Yes to second chances. No to second best.

Thursday, 18 February 2010

Happy Valentines Shame

He has a new girlfriend. His friend told me. On Valentines day. Whilst i was drunk.



Actually, drunk is an understatement. The level of intoxication i reached that night having been told this news (with the same amount of tact as someone who buys louboutins for a double leg amputee) is one that only a broken heart could constitute. With each aspect of this story making it all the more horrific, like someone twisting the in blade further and further, one must have sympathy for why i sent what i sent to mend my poor sad soul (and which consequantly lost me the reminants of my shattered pride).



we have all done it. Lord knows i have, virtually everytime i go out in fact. A cringey message to a friend or potential love interest that you really wish you hadnt sent and quite frankly do not rememeber sending. Well imagine waking up to find the following message staring smugly back at you from your sent items like a little brother who's just shown his friends your diary entry about you first period. Imagine your heart sinking more with every next word.

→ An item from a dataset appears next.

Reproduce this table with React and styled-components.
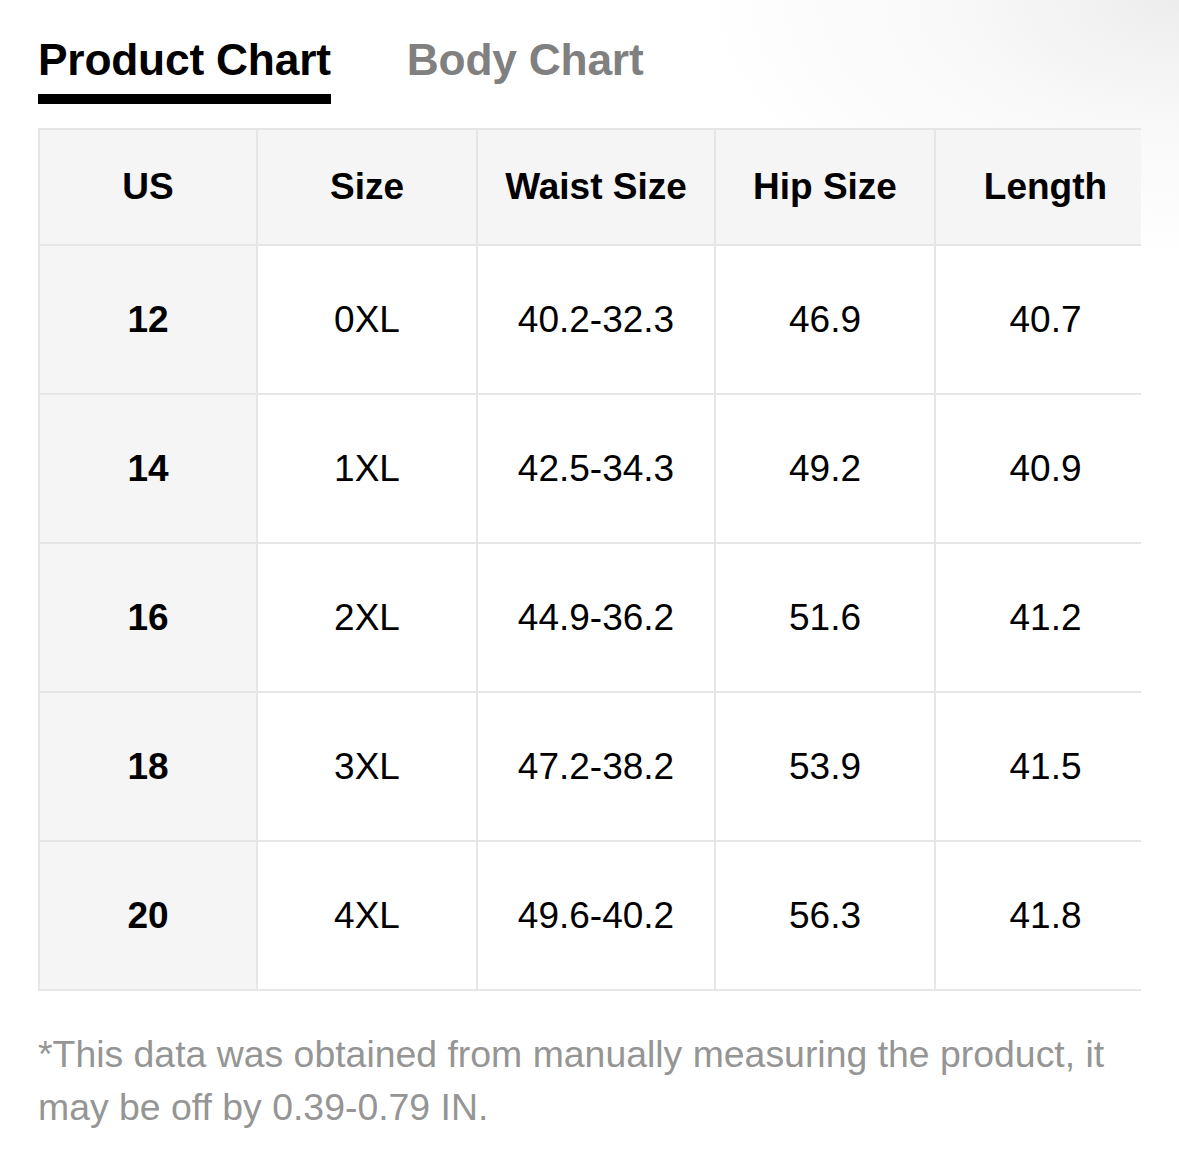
import React from 'react';
import styled, { createGlobalStyle } from 'styled-components';

const GlobalStyle = createGlobalStyle`
  html, body {
    margin: 0;
    padding: 0;
    background: #fff;
  }
  body {
    font-family: 'Liberation Sans', Arial, Helvetica, sans-serif;
    color: #000;
  }
`;

const Page = styled.div`
  width: 1179px;
  min-height: 1168px;
  box-sizing: border-box;
  padding: 35px 38px 0 38px;
  background: radial-gradient(ellipse 480px 260px at 1179px 0px, #ededed 0%, #f8f8f8 45%, rgba(255, 255, 255, 0) 100%), #fff;
`;

const Tabs = styled.div`
  display: flex;
  gap: 76px;
  margin-bottom: 24px;
`;

const Tab = styled.div`
  font-size: 44.3px;
  font-weight: 700;
  line-height: 50px;
  color: ${p => (p.active ? '#000' : '#808080')};
  padding-bottom: 9px;
  border-bottom: 10px solid ${p => (p.active ? '#000' : 'transparent')};
  letter-spacing: -0.2px;
`;

const TableClip = styled.div`
  width: 1103px;
  overflow: hidden;
`;

const Table = styled.table`
  width: 1117px;
  border-collapse: collapse;
  table-layout: fixed;
`;

const Cell = styled.td`
  border: 2px solid #e6e6e6;
  text-align: center;
  vertical-align: middle;
  padding: 0;
  height: ${p => (p.head ? '114px' : '147px')};
  font-size: 37px;
  font-weight: ${p => (p.head || p.first ? 700 : 400)};
  background: ${p => (p.head || p.first ? '#f5f5f5' : '#fff')};
`;

const Note = styled.p`
  margin: 37px 0 0;
  font-size: 37.4px;
  line-height: 53px;
  color: #959595;
  width: 1103px;
`;

const columns = ['US', 'Size', 'Waist Size', 'Hip Size', 'Length'];
const widths = [218, 220, 238, 220, 221];

const rows = [
  ['12', '0XL', '40.2-32.3', '46.9', '40.7'],
  ['14', '1XL', '42.5-34.3', '49.2', '40.9'],
  ['16', '2XL', '44.9-36.2', '51.6', '41.2'],
  ['18', '3XL', '47.2-38.2', '53.9', '41.5'],
  ['20', '4XL', '49.6-40.2', '56.3', '41.8'],
];

const App = () => {
  return (
    <>
      <GlobalStyle />
      <Page>
        <Tabs>
          <Tab active>Product Chart</Tab>
          <Tab>Body Chart</Tab>
        </Tabs>
        <TableClip>
          <Table>
            <colgroup>
              {widths.map((w, i) => (
                <col key={i} style={{ width: w }} />
              ))}
            </colgroup>
            <thead>
              <tr>
                {columns.map(c => (
                  <Cell as="th" head key={c}>
                    {c}
                  </Cell>
                ))}
              </tr>
            </thead>
            <tbody>
              {rows.map(row => (
                <tr key={row[0]}>
                  {row.map((v, i) => (
                    <Cell key={i} first={i === 0}>
                      {v}
                    </Cell>
                  ))}
                </tr>
              ))}
            </tbody>
          </Table>
        </TableClip>
        <Note>
          *This data was obtained from manually measuring the product, it may be off by 0.39-0.79 IN.
        </Note>
      </Page>
    </>
  );
};

export default App;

'you are a fuckeing prick. i am goinh to get fucked by all the rugby boys and i hope they fuck me hard you heartless cunt. go fuck yourself you have broken my heart. enjiy taking out whatever slags your takingg out'



Not my finest literary moment i admitt. Please be careful to note the particually imaginative insults such as 'fucking prick', witty excessive use of swear words, precise use of punctuation and spelling and profoundly heart rendering and effective change of tone mid sentence such as 'go fuck yourself you have broken my heart.' Also do enjoy the use of 'all' instead of 'one of' when referring to my getting fucked by the rugby boys.



Now i accept this is not the ideal way to confront a delicate situation such as this. If i could go back and not have downed those fatal last vodka shots, i would. Because the fact is, i did get fucked that night. By myself. I fucked myself good and proper by sending that text.


That was two days ago.


I still haven't heard back.


He was supposed to love me. Vodka where are you now?